The compression driver has a real advantage over any direct radiator in terms of thermal modulation, since it has a much larger voice coil than the smaller dome will have.

[andy19191]

> Suffice to say that Genelec a very respected maker of shallow wave guides only
> use a compression driver in a very large speaker system capable of high
> output.

Indeed but they have used their waveguides for a long time and it has become one of their distinguishing characteristics in the market. Some of their competitors like K&H also use waveguides but many do not. This suggests that the pros may not necessarily outweigh the cons in real world designs. I lack the knowledge about those pros and cons to judge hence the questions.

> so "supertweeters" basically only appear TOTL consumer gear anymore:

Consumer gear? or, perhaps, audiophile? I can appreciate the marketing difficulties of trying to sell a very expensive audiophile speaker that specs-out at 15 kHz but having two sources crossing over at 10 kHz and that far apart on the face of it looks like a recipe for more harm than good acoustically. I have not considered the problem at any length and so perhaps there is a workable solution hence my question.

> One has to use BEM or the like, which IMO is a cut and try approach, albeit
> the "cutting" is done in a file on a computer.

For linear acoustics it would be straightforward to use inverse design methods to get the computer to generate an optimum profile subject to specifying what one wants to optimise. Including nonlinear effects in and around the driver would make the task more challenging but still viable for those with the relevant sort of background. I am considering starting with the former for cones/domes and possibly moving on to the latter if things work out. But first I am trying to determine if the project has much real world relevance (not that this matters much for a hobby project that probably won't get started anyway).

[gedlee]

Quote:

Originally posted by andy19191

For linear acoustics it would be straightforward to use inverse design methods to get the computer to generate an optimum profile subject to specifying what one wants to optimise. Including nonlinear effects in and around the driver would make the task more challenging but still viable for those with the relevant sort of background.
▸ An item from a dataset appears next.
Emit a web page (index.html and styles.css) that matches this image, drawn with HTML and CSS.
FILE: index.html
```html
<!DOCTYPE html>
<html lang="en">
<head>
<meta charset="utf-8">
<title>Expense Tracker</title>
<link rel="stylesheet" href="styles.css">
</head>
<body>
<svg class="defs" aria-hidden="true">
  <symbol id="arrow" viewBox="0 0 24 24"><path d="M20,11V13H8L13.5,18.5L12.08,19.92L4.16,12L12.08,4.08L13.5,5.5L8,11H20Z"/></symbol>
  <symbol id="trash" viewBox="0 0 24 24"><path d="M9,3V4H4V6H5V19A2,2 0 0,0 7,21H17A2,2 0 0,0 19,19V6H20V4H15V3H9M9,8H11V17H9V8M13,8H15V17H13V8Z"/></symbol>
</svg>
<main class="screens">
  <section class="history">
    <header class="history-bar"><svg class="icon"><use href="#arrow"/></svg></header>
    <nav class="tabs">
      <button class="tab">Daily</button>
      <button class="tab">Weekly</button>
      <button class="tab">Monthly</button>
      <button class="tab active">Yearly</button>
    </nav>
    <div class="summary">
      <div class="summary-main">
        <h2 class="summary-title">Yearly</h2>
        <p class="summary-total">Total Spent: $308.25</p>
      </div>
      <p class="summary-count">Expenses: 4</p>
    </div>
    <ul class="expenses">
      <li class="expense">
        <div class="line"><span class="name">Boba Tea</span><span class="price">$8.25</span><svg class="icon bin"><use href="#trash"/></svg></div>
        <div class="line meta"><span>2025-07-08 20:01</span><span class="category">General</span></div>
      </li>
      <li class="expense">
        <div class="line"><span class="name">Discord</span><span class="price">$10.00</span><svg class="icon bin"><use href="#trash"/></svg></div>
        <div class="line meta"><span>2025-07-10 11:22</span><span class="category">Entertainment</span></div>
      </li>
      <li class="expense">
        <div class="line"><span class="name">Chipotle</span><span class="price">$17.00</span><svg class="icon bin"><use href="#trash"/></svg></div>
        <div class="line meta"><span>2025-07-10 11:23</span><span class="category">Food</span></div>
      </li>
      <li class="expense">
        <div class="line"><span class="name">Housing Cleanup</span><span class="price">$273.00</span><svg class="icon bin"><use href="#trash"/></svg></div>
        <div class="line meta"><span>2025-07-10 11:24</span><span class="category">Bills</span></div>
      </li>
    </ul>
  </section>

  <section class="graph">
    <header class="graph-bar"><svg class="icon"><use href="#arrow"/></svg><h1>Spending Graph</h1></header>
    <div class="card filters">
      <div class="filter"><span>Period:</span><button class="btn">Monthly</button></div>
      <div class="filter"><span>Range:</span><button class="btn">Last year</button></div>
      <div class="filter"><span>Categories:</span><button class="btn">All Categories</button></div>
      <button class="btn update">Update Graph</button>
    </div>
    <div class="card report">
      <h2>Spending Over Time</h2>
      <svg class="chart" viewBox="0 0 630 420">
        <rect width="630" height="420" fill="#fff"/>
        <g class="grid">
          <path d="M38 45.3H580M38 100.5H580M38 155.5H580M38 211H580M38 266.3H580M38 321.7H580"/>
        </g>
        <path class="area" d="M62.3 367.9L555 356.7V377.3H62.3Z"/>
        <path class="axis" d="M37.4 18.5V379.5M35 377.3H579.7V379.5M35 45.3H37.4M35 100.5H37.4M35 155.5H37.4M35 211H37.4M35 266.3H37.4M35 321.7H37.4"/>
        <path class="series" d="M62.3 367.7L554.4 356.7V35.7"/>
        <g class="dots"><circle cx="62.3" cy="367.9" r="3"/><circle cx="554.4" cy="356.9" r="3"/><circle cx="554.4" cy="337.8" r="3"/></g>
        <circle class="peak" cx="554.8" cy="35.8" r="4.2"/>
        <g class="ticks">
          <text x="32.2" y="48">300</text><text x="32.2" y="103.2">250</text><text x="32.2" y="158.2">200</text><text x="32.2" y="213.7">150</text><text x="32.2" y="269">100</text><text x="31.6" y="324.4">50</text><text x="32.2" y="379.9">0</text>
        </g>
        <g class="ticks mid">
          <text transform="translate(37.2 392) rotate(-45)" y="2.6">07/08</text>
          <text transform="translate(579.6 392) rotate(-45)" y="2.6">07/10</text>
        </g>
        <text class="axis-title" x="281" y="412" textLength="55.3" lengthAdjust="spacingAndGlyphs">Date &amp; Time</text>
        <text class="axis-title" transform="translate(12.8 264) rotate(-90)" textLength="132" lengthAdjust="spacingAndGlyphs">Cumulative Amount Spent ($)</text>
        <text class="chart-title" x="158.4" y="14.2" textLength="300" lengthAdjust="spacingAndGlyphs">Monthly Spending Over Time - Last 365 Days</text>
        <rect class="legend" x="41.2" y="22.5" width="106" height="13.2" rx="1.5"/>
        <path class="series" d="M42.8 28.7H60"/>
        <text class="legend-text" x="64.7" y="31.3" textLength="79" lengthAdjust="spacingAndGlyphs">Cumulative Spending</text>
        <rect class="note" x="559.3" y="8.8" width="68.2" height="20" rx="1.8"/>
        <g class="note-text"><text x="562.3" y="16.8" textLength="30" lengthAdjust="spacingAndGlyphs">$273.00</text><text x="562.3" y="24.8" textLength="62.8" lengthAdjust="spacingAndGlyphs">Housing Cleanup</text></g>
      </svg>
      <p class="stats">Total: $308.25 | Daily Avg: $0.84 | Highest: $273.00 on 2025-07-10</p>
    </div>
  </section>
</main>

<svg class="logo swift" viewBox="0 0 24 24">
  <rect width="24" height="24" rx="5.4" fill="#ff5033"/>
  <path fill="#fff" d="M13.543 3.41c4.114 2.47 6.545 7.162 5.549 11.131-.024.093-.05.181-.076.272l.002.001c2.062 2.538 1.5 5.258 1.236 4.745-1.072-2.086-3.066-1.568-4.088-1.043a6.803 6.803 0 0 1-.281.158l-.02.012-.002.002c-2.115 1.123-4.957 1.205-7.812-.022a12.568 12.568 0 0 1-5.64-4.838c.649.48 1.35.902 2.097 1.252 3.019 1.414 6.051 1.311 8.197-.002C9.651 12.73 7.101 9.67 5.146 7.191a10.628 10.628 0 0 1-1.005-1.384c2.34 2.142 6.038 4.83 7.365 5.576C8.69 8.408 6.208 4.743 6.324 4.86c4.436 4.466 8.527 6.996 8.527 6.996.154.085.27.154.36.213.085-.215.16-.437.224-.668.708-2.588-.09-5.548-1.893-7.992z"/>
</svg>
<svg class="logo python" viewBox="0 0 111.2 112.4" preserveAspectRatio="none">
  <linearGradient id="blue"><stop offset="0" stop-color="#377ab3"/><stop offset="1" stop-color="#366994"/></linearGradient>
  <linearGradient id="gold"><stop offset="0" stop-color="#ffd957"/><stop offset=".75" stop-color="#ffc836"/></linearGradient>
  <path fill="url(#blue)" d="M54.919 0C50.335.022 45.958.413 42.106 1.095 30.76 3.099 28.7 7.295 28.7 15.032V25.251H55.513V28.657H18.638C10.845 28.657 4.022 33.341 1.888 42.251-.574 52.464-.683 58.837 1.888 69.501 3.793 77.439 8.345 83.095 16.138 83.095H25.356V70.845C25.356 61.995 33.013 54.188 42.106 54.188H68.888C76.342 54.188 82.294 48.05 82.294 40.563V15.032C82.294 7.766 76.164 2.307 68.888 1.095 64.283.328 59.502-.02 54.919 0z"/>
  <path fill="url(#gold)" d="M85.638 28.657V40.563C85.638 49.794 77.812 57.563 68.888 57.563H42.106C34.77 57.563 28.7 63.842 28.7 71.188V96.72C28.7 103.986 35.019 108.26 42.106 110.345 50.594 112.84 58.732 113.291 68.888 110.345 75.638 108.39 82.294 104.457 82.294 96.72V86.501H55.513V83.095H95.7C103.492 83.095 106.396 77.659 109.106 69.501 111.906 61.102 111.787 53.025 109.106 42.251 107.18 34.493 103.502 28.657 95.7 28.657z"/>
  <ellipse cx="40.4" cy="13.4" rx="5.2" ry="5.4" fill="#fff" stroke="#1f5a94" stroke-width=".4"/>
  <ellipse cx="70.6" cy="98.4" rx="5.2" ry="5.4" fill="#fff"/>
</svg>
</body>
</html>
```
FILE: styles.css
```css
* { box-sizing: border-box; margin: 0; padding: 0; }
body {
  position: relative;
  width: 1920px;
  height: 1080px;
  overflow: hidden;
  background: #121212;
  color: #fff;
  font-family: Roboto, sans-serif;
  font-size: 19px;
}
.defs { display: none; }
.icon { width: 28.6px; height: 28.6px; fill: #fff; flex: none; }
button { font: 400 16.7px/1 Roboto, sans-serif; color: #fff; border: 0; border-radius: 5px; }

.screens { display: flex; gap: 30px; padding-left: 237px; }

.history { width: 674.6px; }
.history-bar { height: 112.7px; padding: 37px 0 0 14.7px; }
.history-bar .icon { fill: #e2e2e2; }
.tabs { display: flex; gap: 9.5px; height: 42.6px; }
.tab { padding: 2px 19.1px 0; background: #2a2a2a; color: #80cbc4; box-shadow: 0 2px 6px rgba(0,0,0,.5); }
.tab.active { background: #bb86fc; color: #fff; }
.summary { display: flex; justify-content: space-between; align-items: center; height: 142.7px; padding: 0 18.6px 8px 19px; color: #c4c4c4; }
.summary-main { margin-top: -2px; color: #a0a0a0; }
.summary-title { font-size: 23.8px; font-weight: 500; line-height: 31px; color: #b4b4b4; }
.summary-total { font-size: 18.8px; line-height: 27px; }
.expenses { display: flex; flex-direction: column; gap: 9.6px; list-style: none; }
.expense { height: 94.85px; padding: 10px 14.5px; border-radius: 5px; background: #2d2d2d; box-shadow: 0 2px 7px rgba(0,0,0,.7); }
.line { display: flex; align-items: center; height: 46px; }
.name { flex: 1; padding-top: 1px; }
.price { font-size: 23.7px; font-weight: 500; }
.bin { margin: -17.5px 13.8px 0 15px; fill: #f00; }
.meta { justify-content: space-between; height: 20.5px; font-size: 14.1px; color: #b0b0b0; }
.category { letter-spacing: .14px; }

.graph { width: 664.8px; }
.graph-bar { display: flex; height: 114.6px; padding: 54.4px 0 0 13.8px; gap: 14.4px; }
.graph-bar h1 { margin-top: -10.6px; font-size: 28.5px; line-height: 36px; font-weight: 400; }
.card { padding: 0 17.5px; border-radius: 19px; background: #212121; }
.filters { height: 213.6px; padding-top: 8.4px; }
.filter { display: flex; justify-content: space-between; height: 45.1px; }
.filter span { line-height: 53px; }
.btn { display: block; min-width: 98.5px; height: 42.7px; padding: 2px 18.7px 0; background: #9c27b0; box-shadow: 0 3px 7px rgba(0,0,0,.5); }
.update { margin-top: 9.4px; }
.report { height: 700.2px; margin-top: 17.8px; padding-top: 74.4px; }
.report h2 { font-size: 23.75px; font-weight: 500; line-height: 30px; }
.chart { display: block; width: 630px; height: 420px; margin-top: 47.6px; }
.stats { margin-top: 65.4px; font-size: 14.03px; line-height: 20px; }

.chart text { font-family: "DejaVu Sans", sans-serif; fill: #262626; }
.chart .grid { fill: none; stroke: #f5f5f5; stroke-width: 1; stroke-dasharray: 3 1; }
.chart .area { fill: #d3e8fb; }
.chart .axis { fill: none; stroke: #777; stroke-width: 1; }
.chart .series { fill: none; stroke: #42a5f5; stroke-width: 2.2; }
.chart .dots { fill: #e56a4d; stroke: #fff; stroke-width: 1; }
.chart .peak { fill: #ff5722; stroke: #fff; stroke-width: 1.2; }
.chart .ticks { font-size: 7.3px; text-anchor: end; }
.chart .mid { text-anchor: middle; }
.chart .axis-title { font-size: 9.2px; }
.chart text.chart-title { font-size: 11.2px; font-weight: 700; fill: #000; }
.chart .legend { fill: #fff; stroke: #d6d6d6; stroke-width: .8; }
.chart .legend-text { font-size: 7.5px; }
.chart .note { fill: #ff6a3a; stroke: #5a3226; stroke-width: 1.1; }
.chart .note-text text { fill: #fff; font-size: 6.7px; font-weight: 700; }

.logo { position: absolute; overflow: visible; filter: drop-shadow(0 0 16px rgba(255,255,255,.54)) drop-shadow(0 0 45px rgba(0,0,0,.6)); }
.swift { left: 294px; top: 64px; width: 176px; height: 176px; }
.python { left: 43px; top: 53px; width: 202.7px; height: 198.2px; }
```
I am considering starting with the former for cones/domes and possibly moving on to the latter if things work out. But first I am trying to determine if the project has much real world relevance (not that this matters much for a hobby project that probably won't get started anyway).

You can assume that the acoustics is linear, thats not a problem. But "inverse design" from all that I have seen is anything but "straightforward". How would you define "optimum"? If you are talking about a computer just trying a bunch of contours and picking the best, well, yes, this is straightforward, but time consuming and not guaranteed to find the global optimum. But if you are talking about a computer iterating directly to the optimal contour for a given problem, that's not so easy. Something like this was done as a PhD. thesis down in Aus. Might be worth looking at that. Lynn Olson posted that work.

As to the relavence, yes, if it can be done it would be great. To take a driver with a given polar response and design a waveguide that could create an "optimum" alternate polar response would be a major feat and well worth doing.